In a bid to prove it worked I kept a record for a month; how many emails did I receive between 4-5pm that I wasn’t there to deal with until the following morning. It was minimal, sometimes none at all. My job wasn’t negatively impacted by my leaving early but I can’t put into words the difference it has made to me. I am completely engaged in my work, I am productive, I am happy, I have balance.
This is a long post, sorry for going on and on but it’s something I have been meaning to talk about for a long time, I’ve always promised to be honest on my blog and to share my truth with you. This is my truth and I can hand on heart say that talking about flex has had a positive effect in every aspect. I still get to keep my job that I love, but I also get to be a mum in the evenings and as for my mental health…I am entirely a different person. All for the sake of 1 hour a day away from my desk.

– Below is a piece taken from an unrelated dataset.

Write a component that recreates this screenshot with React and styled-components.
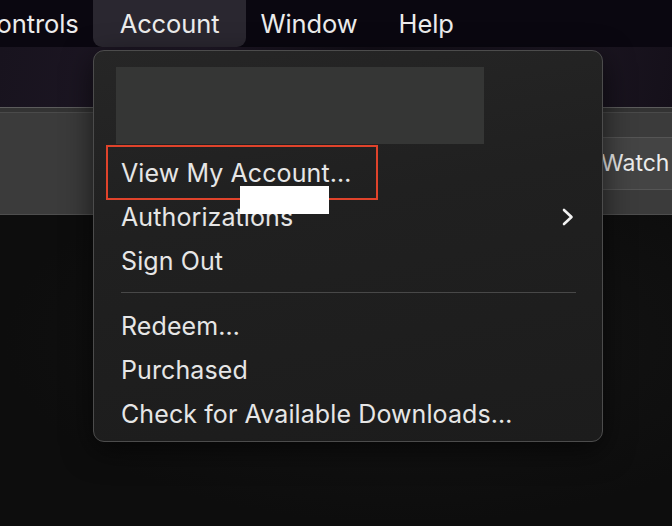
import React from "react";
import styled, { createGlobalStyle } from "styled-components";

const Global = createGlobalStyle`
  html, body {
    margin: 0;
    padding: 0;
    background: #0e0e0e;
  }
  body {
    font-family: Inter, "Noto Sans", "Liberation Sans", sans-serif;
    -webkit-font-smoothing: antialiased;
  }
`;

const Page = styled.div`
  position: relative;
  width: 672px;
  height: 526px;
  overflow: hidden;
  display: flex;
  flex-direction: column;
  background: #0f0f0f;
`;

const MenuBar = styled.div`
  height: 47px;
  flex: none;
  display: flex;
  align-items: center;
  gap: 13px;
  margin-left: -36px;
  background: #0a0710;
`;

const BarItem = styled.div`
  height: 47px;
  display: flex;
  align-items: center;
  padding: 0 ${(p) => (p.$active ? "27px" : "14px")};
  margin: 0 ${(p) => (p.$active ? "-13px" : "0")};
  border-radius: 0 0 9px 9px;
  background: ${(p) => (p.$active ? "#2a2730" : "transparent")};
  color: #ececec;
  font-size: 25.5px;
  letter-spacing: -0.1px;
`;

const Photo = styled.div`
  height: 60px;
  flex: none;
  background: linear-gradient(100deg, #18131e 0%, #1f1826 30%, #130f18 55%, #1d1723 80%, #15101a 100%);
`;

const Toolbar = styled.div`
  height: 108px;
  flex: none;
  display: flex;
  flex-direction: column;
  justify-content: center;
  align-items: flex-end;
  box-sizing: border-box;
  border-top: 1px solid #5c5c5c;
  border-bottom: 1px solid #4e4e4e;
  background: linear-gradient(#333 0, #333 4px, #4a4a4a 4px, #4a4a4a 5px, #3b3b3b 5px);
`;

const WatchButton = styled.div`
  height: 53px;
  width: 200px;
  margin-right: -4px;
  margin-top: 4px;
  box-sizing: border-box;
  display: flex;
  align-items: center;
  padding-left: 125px;
  border-top: 1px solid #555;
  border-bottom: 1px solid #555;
  background: #444;
  color: #ececec;
  font-size: 23px;
`;

const Floor = styled.div`
  flex: 1;
  background: radial-gradient(ellipse at 60% 40%, #151515 0%, #0d0d0d 70%);
`;

const Menu = styled.div`
  position: absolute;
  left: 93px;
  top: 50px;
  width: 510px;
  height: 392px;
  box-sizing: border-box;
  padding: 16px 0 7px;
  border: 1px solid #4c4c4c;
  border-radius: 11px;
  background: linear-gradient(170deg, #262626 0%, #202020 40%, #1c1c1c 100%);
  box-shadow: 0 8px 30px rgba(0, 0, 0, 0.6);
`;

const Placeholder = styled.div`
  width: 368px;
  height: 77px;
  margin: 0 0 7px 22px;
  background: #353635;
`;

const Row = styled.div`
  position: relative;
  height: 44px;
  display: flex;
  align-items: center;
  justify-content: space-between;
  padding: 0 26px 0 27px;
  color: #e6e6e6;
  font-size: 25px;
  letter-spacing: 0.1px;

  ${(p) =>
    p.$marked &&
    `
    &::after {
      content: "";
      position: absolute;
      left: 12px;
      top: -6px;
      width: 272px;
      height: 55px;
      box-sizing: border-box;
      border: 2px solid #e0432b;
    }
  `}
`;

const Separator = styled.div`
  height: 1px;
  margin: 9px 26px 11px 27px;
  background: #484848;
`;

const Redaction = styled.div`
  position: absolute;
  left: 146px;
  top: 135px;
  width: 89px;
  height: 28px;
  background: #ffffff;
`;

const Chevron = () => (
  <svg width="16" height="18" viewBox="0 0 16 18" fill="none">
    <path d="M4 2l7.5 7L4 16" stroke="#f2f2f2" strokeWidth="2.6" strokeLinecap="round" strokeLinejoin="round" />
  </svg>
);

export default function App() {
  return (
    <>
      <Global />
      <Page>
        <MenuBar>
          <BarItem>Controls</BarItem>
          <BarItem $active>Account</BarItem>
          <BarItem>Window</BarItem>
          <BarItem>Help</BarItem>
        </MenuBar>
        <Photo />
        <Toolbar>
          <WatchButton>Watch</WatchButton>
        </Toolbar>
        <Floor />
        <Menu>
          <Placeholder />
          <Row $marked>View My Account…</Row>
          <Row>
            Authorizations
            <Chevron />
          </Row>
          <Row>Sign Out</Row>
          <Separator />
          <Row>Redeem…</Row>
          <Row>Purchased</Row>
          <Row>Check for Available Downloads…</Row>
          <Redaction />
        </Menu>
      </Page>
    </>
  );
}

I can’t thank Anna enough for the work she does in bringing flexible working to the forefront of people’s mind. I had no idea how many women are ‘pushed’ out of their jobs when they have a baby and the fact that this sort of thing still happens in 2018 is beyond my understanding. I feel very lucky to have a boss who understands, who appreciated my struggle and worked with me to find a solution that worked for me and for my company. So many women are not so fortunate and we need to keep talking about it.
We need to not let those employers who push women out the door get away with it, we have to demand more rights for parents, more consideration of childcare costs and constraints, more understanding that just because you’re not sat at a desk doesn’t mean you’re not a productive member of the team.
We must keep talking about flex, so that our children don’t have to.